A “Nalukettu”: Home to Hospitality:
The multipurpose amphitheater was intended not only to thrill the visitors with enthralling performances of Kerala art forms, but also to calm them with Yoga training. The treatment area and related amenities were conceived inside the “Nalukettu”. It was an arduous process turning the traditional house that basked in its antiquity and rooms that did not welcome even light in, to a hospitable space for patients and other guests. Safder (Principal Consultant and Designer, Uru) talks about the challenges and how Team Uru tackled them working on the interior of the “Nalukettu”. “One of the main constraints was the narrow rooms without either proper ventilation or bathrooms. We provided attached bathrooms for every room. When we found defects in the timber structure, we solved it by using girders. With advanced technology of waterproofing, the dampness issue was covered. Sometimes, we also merged two adjacent rooms to make a spacious and well-lighted room.
Small doors, and steps also were challenges considering the function of the Ayurvedic treatment. Ramps were created in order to make the movement of wheelchairs possible. During the renovation and landscaping, we were specific about keeping the contours unchanged, and gave pathways of laterite stones connecting different levels. Amphitheatre is the only exception where we enabled steps as part of the design.” Even the unused, eerie attic was worked out into a fairy-tale-like space by giving it a proper access through stairs. The plumbing was another hard work that found fulfilment and so was replacing all the interlock tiles with laterite ones with the only exception of tandoor stones as stepping stones. One can sense how Team Uru envisaged Pallak as a home to hospitality.
Villas: Mirroring the Earthen Past
Kerala’s traditional architecture is a blend of Dravidian and Vedic structures, greatly influenced by its maritime partners- Chinese, Arabs, Europeans. It is deeply rooted in the elements of earth. The villas constructed in the plot, outside the treatment area mirrors this ancient structure of the ancestral house. The walls of laterite stones with un-plastered, exposed finish, the clay tiles of terracotta from 'Chalakkudy' for the floors and roofs, and a colour palette that embodies rusticity and earthiness, have contributed a great deal in mirroring the poetic beauty and the earthen past of Kerala Architecture.

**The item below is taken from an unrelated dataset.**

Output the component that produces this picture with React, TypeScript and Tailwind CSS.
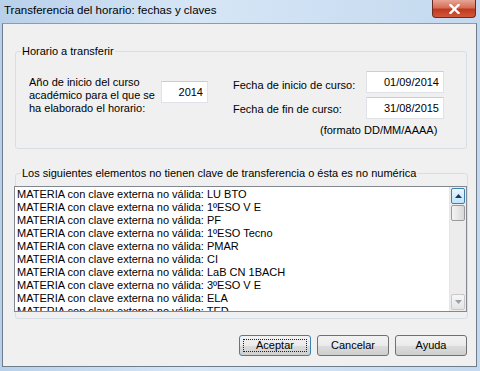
const items = [
  'LU BTO',
  '1ºESO V E',
  'PF',
  '1ºESO Tecno',
  'PMAR',
  'CI',
  'LaB CN 1BACH',
  '3ºESO V E',
  'ELA',
  'TED',
];

const font = { fontFamily: '"Liberation Sans", Arial, sans-serif' };

function TextBox({ value, className }: { value: string; className: string }) {
  return (
    <div
      className={`flex items-center justify-end border border-[#dfe3e8] border-t-[#c9ced4] bg-white pr-[4px] text-[11px] leading-[13px] text-black ${className}`}
    >
      {value}
    </div>
  );
}

function WinButton({ label, primary }: { label: string; primary?: boolean }) {
  return (
    <button
      className={`relative flex h-[21px] w-[72px] items-center justify-center rounded-[3px] border text-[11px] leading-[13px] text-black ${
        primary ? 'border-[#3c7fb1]' : 'border-[#707070]'
      } bg-[linear-gradient(#f2f2f2_0%,#ebebeb_50%,#dddddd_51%,#cfcfcf_100%)]`}
    >
      {primary && <span className="absolute inset-[3px] border border-dotted border-[#222]" />}
      <span className="relative">{label}</span>
    </button>
  );
}

function ScrollBar() {
  return (
    <div className="flex h-full w-[17px] shrink-0 flex-col border-l border-[#e6e6e6] bg-[#ececec] px-[1px] py-[1px]">
      <div className="flex h-[16px] items-center justify-center rounded-[2px] border border-[#3c7fb1] bg-[linear-gradient(#eaf6fd,#bee6fd)]">
        <svg width="7" height="4" viewBox="0 0 7 4">
          <path d="M0 4 L3.5 0 L7 4 Z" fill="#1e395b" />
        </svg>
      </div>
      <div className="mt-[1px] h-[16px] rounded-[2px] border border-[#9a9a9a] bg-[linear-gradient(90deg,#f3f3f3,#e6e6e6_50%,#d8d8d8)]" />
      <div className="flex-1" />
      <div className="flex h-[16px] items-center justify-center rounded-[2px] border border-[#c8c8c8] bg-[linear-gradient(#f7f7f7,#e4e4e4)]">
        <svg width="7" height="4" viewBox="0 0 7 4">
          <path d="M0 0 L3.5 4 L7 0 Z" fill="#9aa1a8" />
        </svg>
      </div>
    </div>
  );
}

export default function App() {
  return (
    <div
      className="flex h-[371px] w-[480px] flex-col overflow-hidden bg-[linear-gradient(90deg,#b8d0ea,#d6e6f6_40%,#c4d9ef)]"
      style={font}
    >
      {/* title bar */}
      <div className="flex h-[23px] shrink-0 items-start">
        <div className="pl-[4px] pt-[3px] text-[11.5px] leading-[15px] text-black">
          Transferencia del horario: fechas y claves
        </div>
        <div className="ml-auto mr-[4px] flex h-[18px] w-[44px] items-center justify-center rounded-b-[4px] border border-t-0 border-[#6d2a22] bg-[linear-gradient(#e8a493,#d4705a_45%,#c0391e_55%,#d0583a)]">
          <svg width="11" height="10" viewBox="0 0 11 10">
            <path d="M1.5 1 L9.5 9 M9.5 1 L1.5 9" stroke="#fff" strokeWidth="2.4" strokeLinecap="square" />
          </svg>
        </div>
      </div>

      {/* client area */}
      <div className="ml-[2px] h-[344px] w-[475px] border border-[#6f7c8a] border-t-[#8d9bab] bg-[#f0f0f0] text-[11px] leading-[13px] text-black">
        <fieldset className="ml-[12px] mt-[21px] h-[104px] w-[452px] rounded-[3px] border border-[#d5dfe5]">
          <legend className="ml-[5px] px-[1px]">Horario a transferir</legend>
          <div className="flex pl-[13px] pt-[13px]">
            <div className="mt-[5px] w-[132px]">
              Año de inicio del curso
              <br />
              académico para el que se
              <br />
              ha elaborado el horario:
            </div>
            <TextBox value="2014" className="mt-[10px] h-[22px] w-[47px]" />
            <div className="ml-[25px] flex flex-col">
              <div className="flex items-end">
                <div className="mb-[1px] w-[133px]">Fecha de inicio de curso:</div>
                <TextBox value="01/09/2014" className="h-[22px] w-[78px]" />
              </div>
              <div className="mt-[4px] flex items-end">
                <div className="mb-[3px] w-[133px]">Fecha de fin de curso:</div>
                <TextBox value="31/08/2015" className="h-[22px] w-[78px]" />
              </div>
              <div className="ml-[87px] mt-[5px]">(formato DD/MM/AAAA)</div>
            </div>
          </div>
        </fieldset>

        <fieldset className="ml-[12px] mt-[18px] h-[152px] w-[452px] rounded-[3px] border border-[#d5dfe5]">
          <legend className="ml-[5px] px-[1px]">
            Los siguientes elementos no tienen clave de transferencia o ésta es no numérica
          </legend>
          <div className="-ml-[2px] mt-[6px] flex h-[126px] w-[453px] overflow-hidden border border-[#828790] bg-white">
            <div className="flex-1 overflow-hidden pl-[2px] pt-[1px]">
              {items.map((it) => (
                <div key={it} className="h-[13px] whitespace-nowrap">
                  MATERIA con clave externa no válida: {it}
                </div>
              ))}
            </div>
            <ScrollBar />
          </div>
        </fieldset>

        <div className="mr-[9px] mt-[16px] flex justify-end gap-[6px]">
          <WinButton label="Aceptar" primary />
          <WinButton label="Cancelar" />
          <WinButton label="Ayuda" />
        </div>
      </div>
    </div>
  );
}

Landscaping: A Faunal Narrative
As Team Uru visited the plot for the first time, the area was covered with only some coconut trees. Ever-committed to their green initiatives, Team Uru changed Pallak’s faunal narrative into a green lush of tropical plants and trees, especially the ones with medicinal qualities according to Ayurveda. It is also carefully landscaped in such a way that it requires less maintenance.

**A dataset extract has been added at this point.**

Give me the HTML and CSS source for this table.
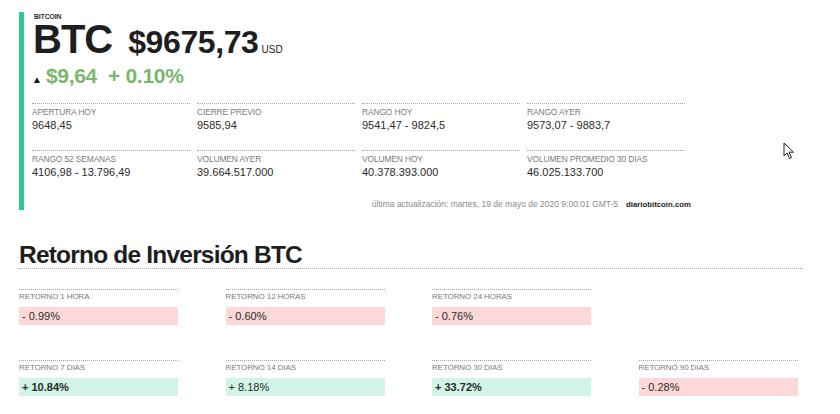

Phase II: Pallak’s Journey Continues
One thing Pallak can boast of is its budget-friendliness. In terms of opulence, it has completely done away with luxurious embellishments. Team Uru has maintained the place just as it used to be, an old ancestral home and its orchard, with quite an unassuming air, while still making it functional and recreational in so many ways. They are currently working on the second phase of the project, in which a restaurant is included. Pallak’s journey continues. What else can offer a more royal journey than a Palanquin?